Their self-titled debut LP was released back in 2011 and a fortnight ago their follow up was released into the wild for the first time. 2011’s ‘Accidente’ set them up as an openly political and socially relevant punk band, addressing themes which are continued on ‘Amistad y Rebelión’, but they’ve returned with brasher, more confident guitars to accompany their ‘rebelión’ and ‘insatisfacción’. Addressing social conditions and employment, the album opener laments:

‘Toda nuestra alegría, toda nuestra energía/ ¿a cambio de qué?’

(‘All our joy, all our energy / in exchange for what?)

‘¿A cambio de qué?’ finds the band sounding impressively magnificent, seemingly transcending their DIY punk roots with an uplifting take on time-honoured punk structures and chord progressions, incorporating the kind of melody that was only hinted at on the first LP to incredible affect, whilst losing none of the frenzied punk energy. ‘Las Victorias Más Bellas’ and ‘Policía No’ are two more of my favourites from the album. Both albums are available free on the group’s bandcamp, so don’t wait up.

Accidente are reclaiming Madrid’s musical identity; Spain’s pissed-off but beautiful capital lives again.


Los Nastys

Madrid is keeping it super real. Later this month Madrid’s Los Nastys are set to release their new EP ‘Me Lo encontré Así’. The rock and roll 4 (or 5?) piece have been on the scene for a while, shouting about Jägermeister and generally getting wasted. ‘Madrid es un Cementerio’ is the first single from the EP, and is a fitting tribute to the capital’s past. It’s a demented garage punk thumper and comes complete with an 80’s style kitsch horror film music video. It almost seems that local madrlieño garage-punk groups are staging a revival of Madrid’s famous pleasure-seeking, self-expression movement of the 1980’s, or at the very least their aesthetic and the hedonism they revel in bears a resemblance to that period. Madrid isn’t dead.
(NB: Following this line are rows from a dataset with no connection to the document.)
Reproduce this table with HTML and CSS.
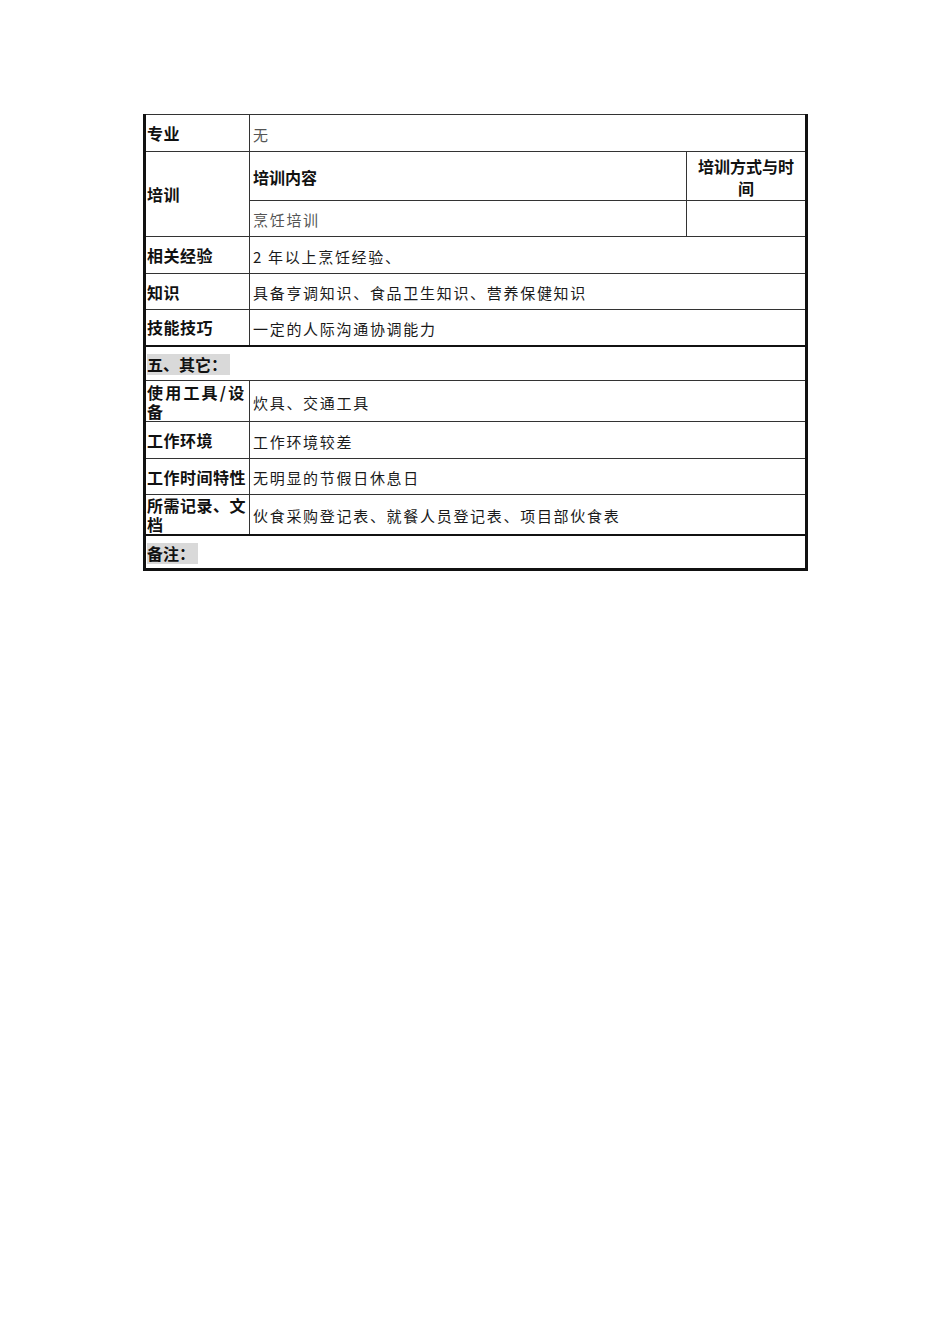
FILE: index.html
```html
<!DOCTYPE html>
<html lang="zh">
<head>
<meta charset="utf-8">
<title>岗位说明</title>
<link rel="stylesheet" href="styles.css">
</head>
<body>
<table class="job">
  <colgroup>
    <col class="c1">
    <col class="c2">
    <col class="c3">
  </colgroup>
  <tbody>
    <tr class="r37">
      <th class="lbl">专业</th>
      <td class="val grey" colspan="2">无</td>
    </tr>
    <tr class="r49">
      <th class="lbl" rowspan="2">培训</th>
      <td class="sub">培训内容</td>
      <td class="sub center">培训方式与时间</td>
    </tr>
    <tr class="r36">
      <td class="val grey">烹饪培训</td>
      <td class="val"></td>
    </tr>
    <tr class="r37">
      <th class="lbl">相关经验</th>
      <td class="val" colspan="2">2 年以上烹饪经验、</td>
    </tr>
    <tr class="r36">
      <th class="lbl">知识</th>
      <td class="val" colspan="2">具备亨调知识、食品卫生知识、营养保健知识</td>
    </tr>
    <tr class="r36 thick">
      <th class="lbl">技能技巧</th>
      <td class="val" colspan="2">一定的人际沟通协调能力</td>
    </tr>
    <tr class="r35">
      <td class="section" colspan="3"><span class="hl">五、其它：</span></td>
    </tr>
    <tr class="r41">
      <th class="lbl wide">使用工具/设备</th>
      <td class="val" colspan="2">炊具、交通工具</td>
    </tr>
    <tr class="r37">
      <th class="lbl">工作环境</th>
      <td class="val" colspan="2">工作环境较差</td>
    </tr>
    <tr class="r36">
      <th class="lbl">工作时间特性</th>
      <td class="val" colspan="2">无明显的节假日休息日</td>
    </tr>
    <tr class="r38 thick">
      <th class="lbl">所需记录、文档</th>
      <td class="val" colspan="2">伙食采购登记表、就餐人员登记表、项目部伙食表</td>
    </tr>
    <tr class="r34">
      <td class="section" colspan="3"><span class="hl">备注：</span></td>
    </tr>
  </tbody>
</table>
</body>
</html>
```

FILE: styles.css
```css
html, body {
  margin: 0;
  padding: 0;
  background: #ffffff;
}

body {
  font-family: "Noto Sans CJK SC", "Liberation Sans", sans-serif;
  color: #111;
}

.job {
  border-collapse: collapse;
  table-layout: fixed;
  width: 665px;
  margin: 114px 0 0 143px;
  border-top: 1px solid #222;
  border-left: 3px solid #111;
  border-right: 3px solid #111;
  border-bottom: 3px solid #111;
}

.c1 { width: 105px; }
.c2 { width: 437px; }
.c3 { width: 120px; }

.job th,
.job td {
  border: 1px solid #333;
  padding: 0;
  vertical-align: middle;
}

.job tr.thick > th,
.job tr.thick > td {
  border-bottom: 2px solid #111;
}

.r34 { height: 34px; }
.r35 { height: 35px; }
.r36 { height: 36px; }
.r37 { height: 37px; }
.r38 { height: 38px; }
.r41 { height: 41px; }
.r49 { height: 49px; }

.job .lbl {
  text-align: left;
  font-weight: 700;
  font-size: 16px;
  line-height: 19px;
  letter-spacing: 0.5px;
  padding: 1px 0 0 1px;
  color: #111;
}

.job .lbl.wide {
  letter-spacing: 2.2px;
}

.job .sub {
  font-weight: 700;
  font-size: 16px;
  line-height: 22px;
  padding: 1px 4px 0 3px;
  color: #111;
}

.job .sub.center {
  text-align: center;
  padding: 1px 8px 0 8px;
}

.job .val {
  font-size: 15px;
  line-height: 18px;
  letter-spacing: 1.7px;
  padding: 3px 3px 0 3px;
  color: #1a1a1a;
}

.job .val.grey {
  color: #555;
}

.job .section {
  padding: 2px 0 0 1px;
}

.hl {
  display: inline-block;
  background: #d9d9d9;
  font-weight: 700;
  font-size: 16px;
  line-height: 21px;
  padding: 0 3px 0 0;
  color: #111;
}
```
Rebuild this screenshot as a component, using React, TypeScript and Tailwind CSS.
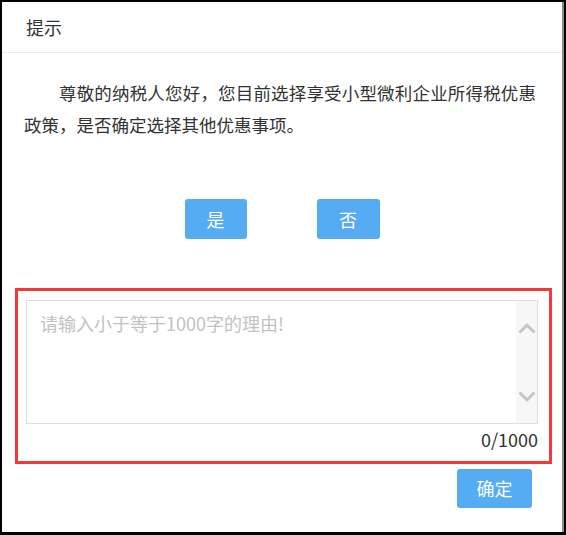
import React from "react";

const font = { fontFamily: '"Noto Sans CJK SC", "Microsoft YaHei", sans-serif' };

function ChevronUp() {
  return (
    <svg width="18" height="11" viewBox="0 0 18 11">
      <path d="M1.5 9.5 L9 2.2 L16.5 9.5" fill="none" stroke="#c6c6c6" strokeWidth="3" />
    </svg>
  );
}
function ChevronDown() {
  return (
    <svg width="18" height="11" viewBox="0 0 18 11">
      <path d="M1.5 1.5 L9 8.8 L16.5 1.5" fill="none" stroke="#c6c6c6" strokeWidth="3" />
    </svg>
  );
}

export default function App() {
  return (
    <div className="w-[566px] h-[535px] bg-black pt-[2px] pl-[2px]" style={font}>
      <div className="w-[562px] h-[530px] bg-white border-r-2 border-[#8a8a8a] flex flex-col">
        <div className="h-[51px] border-b border-[#ebebeb] flex items-center pl-[24px] text-[18px] text-[#333]">
          提示
        </div>
        <div className="pt-[24px] pl-[22px] pr-[26px]">
          <p className="text-[17.5px] leading-[32px] text-[#333] indent-[2em] text-justify">
            尊敬的纳税人您好，您目前选择享受小型微利企业所得税优惠政策，是否确定选择其他优惠事项。
          </p>
        </div>
        <div className="flex justify-center gap-[70px] mt-[58px]">
          <button className="w-[62px] h-[40px] rounded-[3px] bg-[#55acf2] text-white text-[18px]">是</button>
          <button className="w-[63px] h-[40px] rounded-[3px] bg-[#55acf2] text-white text-[18px]">否</button>
        </div>
        <div className="ml-[13px] mt-[49px] w-[537px] h-[176px] border-[3px] border-[#f53838] pl-[8px] pr-[11px] pt-[9px]">
          <div className="h-[124px] border border-[#dedede] flex">
            <div className="flex-1 pl-[13px] pt-[10px] text-[18px] leading-[24px] text-[#c2c2c2]">
              请输入小于等于1000字的理由!
            </div>
            <div className="w-[21px] bg-[#f7f7f7] flex flex-col items-center justify-between pt-[22px] pb-[21px]">
              <ChevronUp />
              <ChevronDown />
            </div>
          </div>
          <div className="text-right text-[18px] leading-[26px] text-[#333] mt-[2px]">0/1000</div>
        </div>
        <div className="flex justify-end pr-[30px] mt-[5px]">
          <button className="w-[75px] h-[39px] rounded-[3px] bg-[#55acf2] text-white text-[18px]">确定</button>
        </div>
      </div>
    </div>
  );
}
As far as the record’s sound goes, ‘Madrid es un Cemeterio’ is notable in its fidelity to the 1960’s garage rock sound, but Los Nastys step it up a notch, harnessing the aforementioned madrlieño spirit and creating their very own haunted, jittering rock and roll out of their melting pot of influences. The single is available free on their bandcamp and the EP’s release should mean a few live shows so we can all go and see Los Nastys freak out and jump around a lot.



Oh wow Chumped are amazing. The Brooklyn 4-piece released their debut EP in October and came out swinging right for your heart. They are pop-punk straight from the gut and their EP is a writhing, restless masterpiece or something. There is barely a pause for breath on the EP as lead singer Anika Pyle heaves up feelings for 20 minutes over full-bodied orchestrated guitar chaos. Listening to Chumped makes me want to run away from everything else and completely fall in love knowing all I’m going to get is heartbreak. I love you Chumped.
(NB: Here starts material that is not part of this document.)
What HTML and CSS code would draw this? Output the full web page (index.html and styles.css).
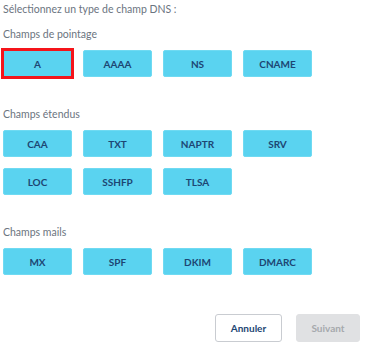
FILE: index.html
```html
<!DOCTYPE html>
<html lang="fr">
<head>
    <meta charset="UTF-8">
    <meta name="viewport" content="width=device-width, initial-scale=1.0">
    <title>Type de champ DNS</title>
    <link rel="stylesheet" href="styles.css">
</head>
<body>
    <div class="dns-picker">
        <p class="intro">Sélectionnez un type de champ DNS :</p>

        <!-- Champs de pointage -->
        <div class="field-group">
            <h2 class="group-title first">Champs de pointage</h2>
            <div class="type-list">
                <button class="type-btn selected">A</button>
                <button class="type-btn">AAAA</button>
                <button class="type-btn">NS</button>
                <button class="type-btn">CNAME</button>
            </div>
        </div>

        <!-- Champs étendus -->
        <div class="field-group">
            <h2 class="group-title">Champs étendus</h2>
            <div class="type-list">
                <button class="type-btn">CAA</button>
                <button class="type-btn">TXT</button>
                <button class="type-btn">NAPTR</button>
                <button class="type-btn">SRV</button>
                <button class="type-btn">LOC</button>
                <button class="type-btn">SSHFP</button>
                <button class="type-btn">TLSA</button>
            </div>
        </div>

        <!-- Champs mails -->
        <div class="field-group">
            <h2 class="group-title">Champs mails</h2>
            <div class="type-list">
                <button class="type-btn">MX</button>
                <button class="type-btn">SPF</button>
                <button class="type-btn">DKIM</button>
                <button class="type-btn">DMARC</button>
            </div>
        </div>

        <div class="actions">
            <button class="btn-cancel">Annuler</button>
            <button class="btn-next" disabled>Suivant</button>
        </div>
    </div>
</body>
</html>
```

FILE: styles.css
```css
body {
    margin: 0;
    font-family: Lato, 'Liberation Sans', sans-serif;
    color: #6b7480;
    background: #ffffff;
}

.dns-picker {
    width: 360px;
    padding: 1px 0 0 3px;
    box-sizing: border-box;
}

.intro {
    margin: 0;
    font-size: 10.5px;
    line-height: 16px;
}

.group-title {
    margin: 0 0 9px 0;
    padding-top: 30px;
    font-size: 10.5px;
    font-weight: normal;
    line-height: 14px;
}

.group-title.first {
    padding-top: 10px;
}

.type-list {
    display: flex;
    flex-wrap: wrap;
    gap: 11px 11px;
    width: 320px;
}

.type-btn {
    width: 69px;
    height: 27px;
    padding: 0;
    background: #5ad3f0;
    border: 1px solid #6fdaf2;
    border-radius: 2px;
    color: #1d4673;
    font-family: Lato, 'Liberation Sans', sans-serif;
    font-size: 10px;
    font-weight: bold;
    cursor: pointer;
}

.type-btn.selected {
    border-radius: 0;
    outline: 3px solid #f5141a;
    outline-offset: -1px;
}

.actions {
    display: flex;
    justify-content: flex-end;
    gap: 14px;
    margin-top: 39px;
}

.btn-cancel,
.btn-next {
    height: 28px;
    border-radius: 3px;
    font-family: Lato, 'Liberation Sans', sans-serif;
    font-size: 10px;
    font-weight: bold;
}

.btn-cancel {
    width: 67px;
    background: #ffffff;
    border: 1px solid #c9ccd1;
    color: #1d4673;
}

.btn-next {
    width: 64px;
    background: #e0e1e3;
    border: 1px solid #e0e1e3;
    color: #a6a9ad;
}
```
‘We keep running from our problems/Not going anywhere we really wanna be

All of their 6-track self-titled EP will blow you away. Buy it on Bandcamp or text me and I will come and hand-deliver a burned CD of it to your door and fall into your arms crying



tweens band

Trash-pop trio TWEENS are just lo-fi enough. Lo-fi at its most trashy can drag itself into the uncertain, murky and musically existential gutter of ‘noise’, but TWEENS’ distortion pop is uplifting and feel-good. They are a bubble-gum flavoured noise assault, and at their best that is with a pinch of assault and a double helping of bubble-gum. As far as heavily distorted guitars go, ‘Don’t Wait Up’ is really listenable, which is thanks in no small part to front woman Bridget Battle, her bratty lemonade vocals are all shaken-up sugar rush, and shimmer over her fuzzed-out guitars.

‘Don’t Wait Up’ is one of a handful of demos on their Soundcloud page and the band are set to release a self-titled LP on Frenchkiss Records in a month or two. They have already supported The Breeders and The Black Lips in their short career, so the sky is the limit for the glucose-fuelled pop bottle rocket that is TWEENS.